Your task is to reproduce, verbatim and without pictures, the lines from the opening of the listing through the line containing "const cols = ['ApplicationID', 'User".

··· SUPPLIED INFORMATION ···

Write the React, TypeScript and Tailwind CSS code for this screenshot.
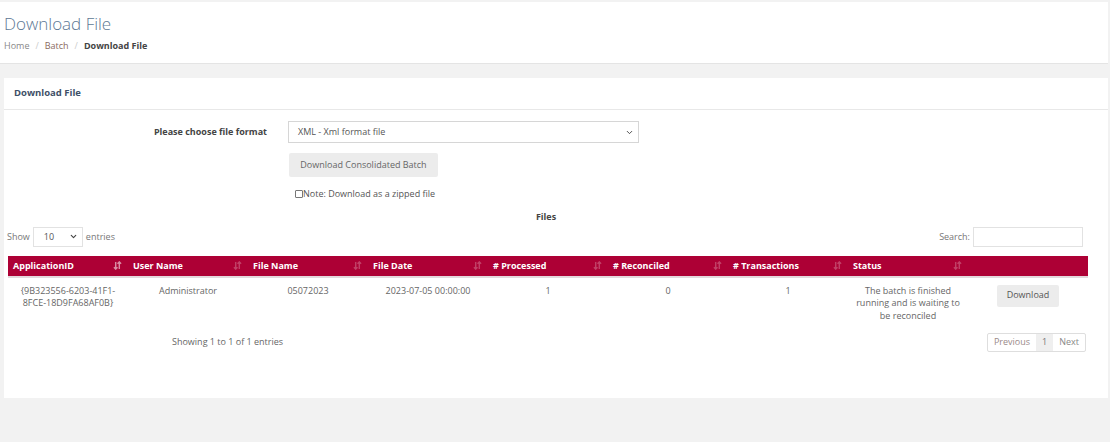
import { ChevronDown } from 'lucide-react'

const cols = ['ApplicationID', 'User Name', 'File Name', 'File Date', '# Processed', '# Reconciled', '# Transactions', 'Status']

function SortIcon({ active }: { active?: boolean }) {
  return (
    <svg width="9" height="9" viewBox="0 0 10 10" aria-hidden="true">
      <g fill="none" stroke="#ffffff" strokeWidth="1.6">
        <path d="M3 1v8M1 7l2 2 2-2" opacity={active ? 0.55 : 0.25} />
        <path d="M7 9V1M5 3l2-2 2 2" opacity={active ? 0.55 : 0.25} />
      </g>
    </svg>
  )
}

export default function App() {
  return (
    <div className="h-[442px] w-[1110px] overflow-hidden bg-[#f2f2f2] pr-[2px] pt-[2px] font-['Open_Sans',sans-serif] text-[9px] text-[#555]">
      <div className="h-[62px] border-b border-[#e4e4e4] bg-white px-[4px] pt-[11px]">
        <h1 className="text-[17px] font-light leading-[22px] text-[#5d7894]">Download File</h1>
        <div className="mt-[5px] flex items-center gap-[6px] text-[9px] leading-[12px]">
          <span className="text-[#888]">Home</span>
          <span className="text-[#ccc]">/</span>
          <span className="text-[#8a6a5e]">Batch</span>
          <span className="text-[#ccc]">/</span>
          <span className="font-bold text-[#444]">Download File</span>
        </div>
      </div>

      <div className="ml-[4px] mt-[14px] h-[320px] bg-white">
        <div className="flex h-[32px] items-center border-b border-[#e8e8e8] px-[10px] text-[9.5px] font-bold text-[#3e5068]">
          Download File
        </div>

        <div className="flex items-center pt-[11px]">
          <div className="w-[263px] text-right text-[9px] font-bold text-[#444]">Please choose file format</div>
          <div className="ml-[21px] flex h-[22px] w-[351px] items-center justify-between border border-[#d6d6d6] pl-[9px] pr-[4px] text-[#555]">
            <span>XML - Xml format file</span>
            <ChevronDown size={9} strokeWidth={2.5} className="text-[#444]" />
          </div>
        </div>

        <div className="ml-[285px] mt-[10px] flex h-[24px] w-[149px] items-center justify-center rounded-[2px] bg-[#ececec] text-[#666]">
          Download Consolidated Batch
        </div>

        <div className="ml-[291px] mt-[11px] flex items-center leading-[12px] text-[#555]">
          <span className="inline-block h-[8px] w-[8px] rounded-[1px] border border-[#777]" />
          <span>Note: Download as a zipped file</span>
        </div>

        <div className="mt-[10px] pr-[20px] text-center text-[9px] font-bold text-[#444]">Files</div>

        <div className="mt-[3px] flex items-center justify-between pl-[3px] pr-[25px]">
          <div className="flex items-center gap-[3px] text-[#777]">
            <span>Show</span>
            <div className="flex h-[20px] w-[50px] items-center justify-between border border-[#e2e2e2] pl-[10px] pr-[4px]">
              <span className="text-[#555]">10</span>
              <ChevronDown size={9} strokeWidth={3} className="text-[#444]" />
            </div>
            <span>entries</span>
          </div>
          <div className="flex items-center gap-[3px] text-[#777]">
            <span>Search:</span>
            <div className="h-[20px] w-[110px] border border-[#e2e2e2]" />
          </div>
        </div>

        <div className="ml-[4px] mt-[9px] w-[1080px]">
          <div className="grid h-[22px] grid-cols-[repeat(9,120px)] items-center border-b-2 border-[#e3d8dc] bg-[#ad0035] text-[9px] font-bold text-white">
            {cols.map((c, i) => (
              <div key={c} className="flex items-center justify-between pl-[5px] pr-[6px]">
                <span>{c}</span>
                <SortIcon active={i === 0} />
              </div>
            ))}
            <div />
          </div>
          <div className="grid h-[47px] grid-cols-[repeat(9,120px)] items-start pt-[7px] text-center leading-[12.5px] text-[#666]">
            <div>{'{9B323556-6203-41F1-'}<br />{'8FCE-18D9FA68AF0B}'}</div>
            <div>Administrator</div>
            <div>05072023</div>
            <div>2023-07-05 00:00:00</div>
            <div>1</div>
            <div>0</div>
            <div>1</div>
            <div className="px-[4px]">The batch is finished running and is waiting to be reconciled</div>
            <div className="flex justify-center">
              <div className="flex h-[22px] w-[62px] items-center justify-center rounded-[2px] bg-[#ececec] text-[#555]">Download</div>
            </div>
          </div>
        </div>

        <div className="mt-[8px] flex items-center justify-between pl-[168px] pr-[22px]">
          <span className="text-[#666]">Showing 1 to 1 of 1 entries</span>
          <div className="flex h-[19px] items-stretch rounded-[2px] border border-[#dedede] text-[#888]">
            <span className="flex items-center px-[6px] text-[#9a8a8a]">Previous</span>
            <span className="flex items-center bg-[#efefef] px-[6px] text-[#777]">1</span>
            <span className="flex items-center px-[6px]">Next</span>
          </div>
        </div>
      </div>
    </div>
  )
}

···

> [SOLUTION TO THIS TASK]:
Write the React, TypeScript and Tailwind CSS code for this screenshot.
import { ChevronDown } from 'lucide-react'

const cols = ['ApplicationID', 'User Name', 'File Name', 'File Date', '# Processed', '# Reconciled', '# Transactions', 'Status']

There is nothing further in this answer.